The results of our first annual TDD and Automated Testing Survey are in, and the results are surprising.
First, some interesting data:
- 49% said they ran a local build 10 times a day or more.
- 50% said their local build failed 2 times a day or more.
- 23% said their build takes 5 minutes or more to run.
- 54% said they break the build on their CI server at least once per week
- 41% said they work on projects with test coverage greater than 75%
One of the things I was looking for in this survey is some data that reflects the cost of a failing build. We don't want our builds to always pass. You don't get any feedback from an indicator that always reports the same thing! But we also don't want them to fail too often because each failure has a cost. Whether it's having to fix the problem and re-run the test, or blocking the team while you fix the build on the CI server, there's a balance between the feedback we get and the cost we pay for failure.

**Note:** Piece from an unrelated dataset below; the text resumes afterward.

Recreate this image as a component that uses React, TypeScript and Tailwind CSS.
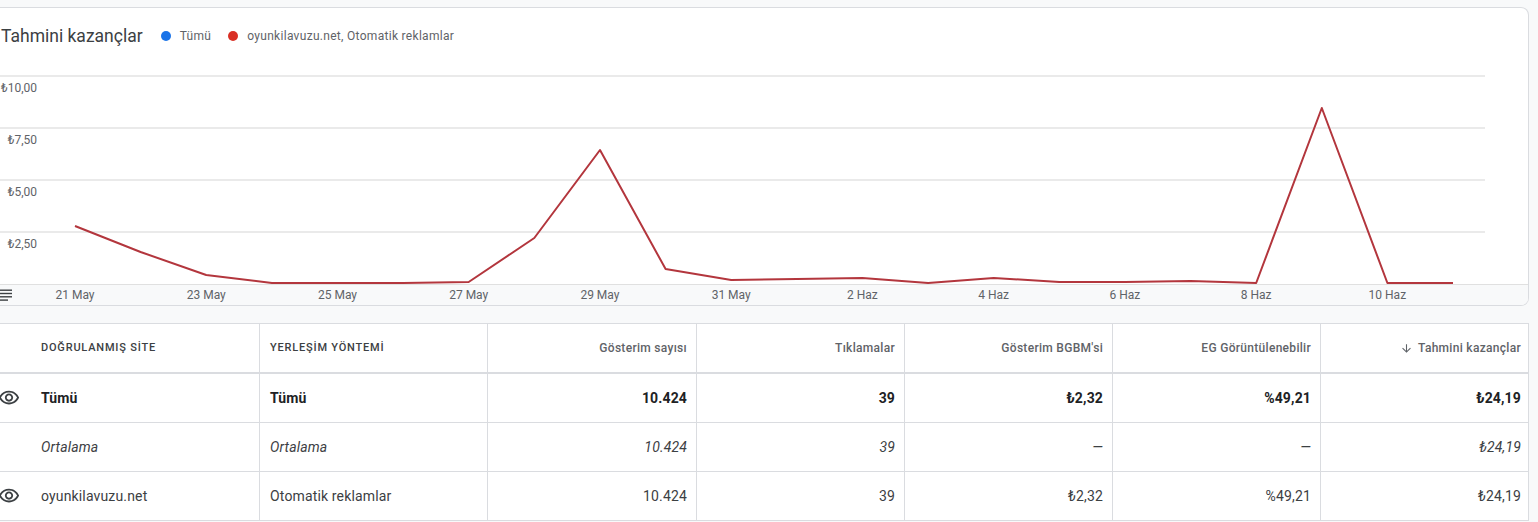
import React from "react";

const ys = [226, 252, 275, 283, 283, 283, 282, 238, 150, 269, 280, 279, 278, 283, 278, 282, 282, 281, 283, 108, 283, 283];
const points = ys.map((y, i) => `${(75 + 65.62 * i).toFixed(1)},${y - 70}`).join(" ");

const xLabels = ["21 May", "23 May", "25 May", "27 May", "29 May", "31 May", "2 Haz", "4 Haz", "6 Haz", "8 Haz", "10 Haz"];
const yLabels = [
  { y: 22, t: "₺10,00" },
  { y: 74, t: "₺7,50" },
  { y: 126, t: "₺5,00" },
  { y: 178, t: "₺2,50" },
];

const cols = "grid grid-cols-[260px_228px_209px_208px_208px_208px_208px]";

const rows = [
  { icon: true, site: "Tümü", method: "Tümü", vals: ["10.424", "39", "₺2,32", "%49,21", "₺24,19"], kind: "bold" },
  { icon: false, site: "Ortalama", method: "Ortalama", vals: ["10.424", "39", "—", "—", "₺24,19"], kind: "italic" },
  { icon: true, site: "oyunkilavuzu.net", method: "Otomatik reklamlar", vals: ["10.424", "39", "₺2,32", "%49,21", "₺24,19"], kind: "normal" },
];

const EyeIcon = () => (
  <svg width="22" height="22" viewBox="0 0 24 24" fill="#3c4043">
    <path d="M12 6c3.79 0 7.17 2.13 8.82 5.5C19.17 14.87 15.79 17 12 17s-7.17-2.13-8.82-5.5C4.83 8.13 8.21 6 12 6m0-2C7 4 2.73 7.11 1 11.5 2.73 15.89 7 19 12 19s9.27-3.11 11-7.5C21.27 7.11 17 4 12 4zm0 5c1.38 0 2.5 1.12 2.5 2.5S13.38 14 12 14s-2.5-1.12-2.5-2.5S10.620 9 12 9m0-2c-2.48 0-4.5 2.02-4.5 4.5S9.52 16 12 16s4.5-2.02 4.5-4.5S14.48 7 12 7z" />
  </svg>
);

const App = () => {
  return (
    <div className="w-[1538px] h-[522px] overflow-hidden bg-[#f8f9fa] pt-[7px] font-[Roboto,'DejaVu_Sans',sans-serif]">
      {/* Chart card */}
      <div className="w-[1529px] bg-white border-y border-r border-[#dadce0] rounded-r-lg overflow-hidden">
        <div className="h-[62px] pt-[16px] pl-[1px] flex items-start">
          <div className="flex items-center h-[24px]">
            <span className="text-[17.5px] leading-[24px] text-[#3c4043]">Tahmini kazançlar</span>
            <span className="ml-[18px] w-[10px] h-[10px] rounded-full bg-[#1a73e8]" />
            <span className="ml-[9px] text-[12px] tracking-[0.3px] text-[#5f6368]">Tümü</span>
            <span className="ml-[17px] w-[10px] h-[10px] rounded-full bg-[#d93025]" />
            <span className="ml-[9px] text-[12px] tracking-[0.3px] text-[#5f6368]">oyunkilavuzu.net, Otomatik reklamlar</span>
          </div>
        </div>

        <svg width="1528" height="214" className="block">
          {[6, 58, 110, 162].map((y) => (
            <line key={y} x1="0" x2="1485" y1={y} y2={y} stroke="#e3e3e3" strokeWidth="1.5" />
          ))}
          {yLabels.map((l) => (
            <text key={l.t} x="37" y={l.y} textAnchor="end" fontSize="12" fill="#5f6368" fontFamily="Roboto, 'DejaVu Sans', sans-serif">
              {l.t}
            </text>
          ))}
          <polyline points={points} fill="none" stroke="#b3363d" strokeWidth="2" strokeLinejoin="round" />
        </svg>

        <div className="relative h-[21px] border-t border-[#e0e0e0] bg-[#f8f9fa] flex items-center pl-[9.4px]">
          <svg className="absolute left-0 top-[4px]" width="12" height="12" viewBox="0 0 12 12" fill="#3c4043">
            <rect x="0" y="0.5" width="12" height="1.4" />
            <rect x="0" y="3.8" width="12" height="1.4" />
            <rect x="0" y="7.1" width="12" height="1.4" />
            <rect x="0" y="10.4" width="8" height="1.4" />
          </svg>
          {xLabels.map((l) => (
            <span key={l} className="w-[131.24px] shrink-0 text-center text-[12px] text-[#5f6368]">
              {l}
            </span>
          ))}
        </div>
      </div>

      {/* Table */}
      <div className="mt-[17px] w-[1529px] bg-white border-t border-r border-[#dadce0] text-[14px] tracking-[0.15px] text-[#3c4043]">
        <div className={`${cols} h-[50px] border-b-2 border-[#dadce0]`}>
          <div className="flex items-center pl-[41px] border-r border-[#dadce0] text-[11px] font-medium tracking-[0.8px] uppercase text-[#3c4043]">
            DOĞRULANMIŞ SİTE
          </div>
          <div className="flex items-center pl-[10px] border-r border-[#dadce0] text-[11px] font-medium tracking-[0.8px] uppercase text-[#3c4043]">
            YERLEŞİM YÖNTEMİ
          </div>
          {["Gösterim sayısı", "Tıklamalar", "Gösterim BGBM'si", "EG Görüntülenebilir"].map((h) => (
            <div key={h} className="flex items-center justify-end pr-[9px] border-r border-[#dadce0] text-[12px] font-medium tracking-[0.3px] text-[#5f6368]">
              {h}
            </div>
          ))}
          <div className="flex items-center justify-end gap-[5px] pr-[8px] text-[12px] font-medium tracking-[0.3px] text-[#5f6368]">
            <svg width="13" height="13" viewBox="0 0 24 24" fill="#5f6368">
              <path d="M20 12l-1.41-1.41L13 16.17V4h-2v12.17l-5.58-5.59L4 12l8 8 8-8z" />
            </svg>
            Tahmini kazançlar
          </div>
        </div>

        {rows.map((r) => {
          const textCls =
            r.kind === "bold" ? "font-bold text-[#202124]" : r.kind === "italic" ? "italic text-[#3c4043]" : "text-[#3c4043]";
          return (
            <div key={r.site} className={`${cols} h-[49px] border-b border-[#dadce0]`}>
              <div className={`relative flex items-center pl-[41px] border-r border-[#dadce0] ${textCls}`}>
                {r.icon && (
                  <span className="absolute left-[-2px] top-1/2 -translate-y-1/2 flex">
                    <EyeIcon />
                  </span>
                )}
                {r.site}
              </div>
              <div className={`flex items-center pl-[10px] border-r border-[#dadce0] ${textCls}`}>{r.method}</div>
              {r.vals.map((v, i) => (
                <div
                  key={i}
                  className={`flex items-center justify-end ${i === 4 ? "pr-[8px]" : "pr-[9px] border-r border-[#dadce0]"} ${textCls}`}
                >
                  {v}
                </div>
              ))}
            </div>
          );
        })}
      </div>
    </div>
  );
};

export default App;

One way to think about this is the cost you pay for getting the feedback is a hedge against finding out something is broken later. For example, I'll gladly take a minute to be 99% sure that my 30 minute deployment process is going to work. I had suspected that the typical failure rate for a local build is around 10%. However, the data seems to point to a failure rate that is closer to 20% (maybe more!).
If this is true, then it's very likely that people are paying way too much when running local builds. That is, they need to adopt practices like Continuous Testing, that help them fail faster. I'd be willing to be that there's also an inverse relationship between build length and failure rate. I think faster builds would lead to smaller steps, which naturally decrease failure rates. I'm looking forward to following up with more surveys to prove this theory.
You can get the raw data from the survey here.
Interesting data!
One key bit of information that is missing — perhaps something for a later poll — is "how long does the build stay broken?"
I also wonder about selection bias in your sample. You seem to have tapped into a pretty advanced set of users based on the relatively high coverage and relatively short build times. But perhaps lower coverage and longer build times are correlated? Or maybe only people with fast builds stick with unit testing?
Either seems plausible to me.
Posted by: Jeffrey Fredrick | 08/18/2009 at 10:46 AM
I'm sure there's selection bias in the sample. I don't think these numbers are representative of the industry as a whole.
Great suggestion on the "how long does the build stay broken". I wonder if there would be an easy way for people to pull this data from their CI servers and share it an easily consumable way?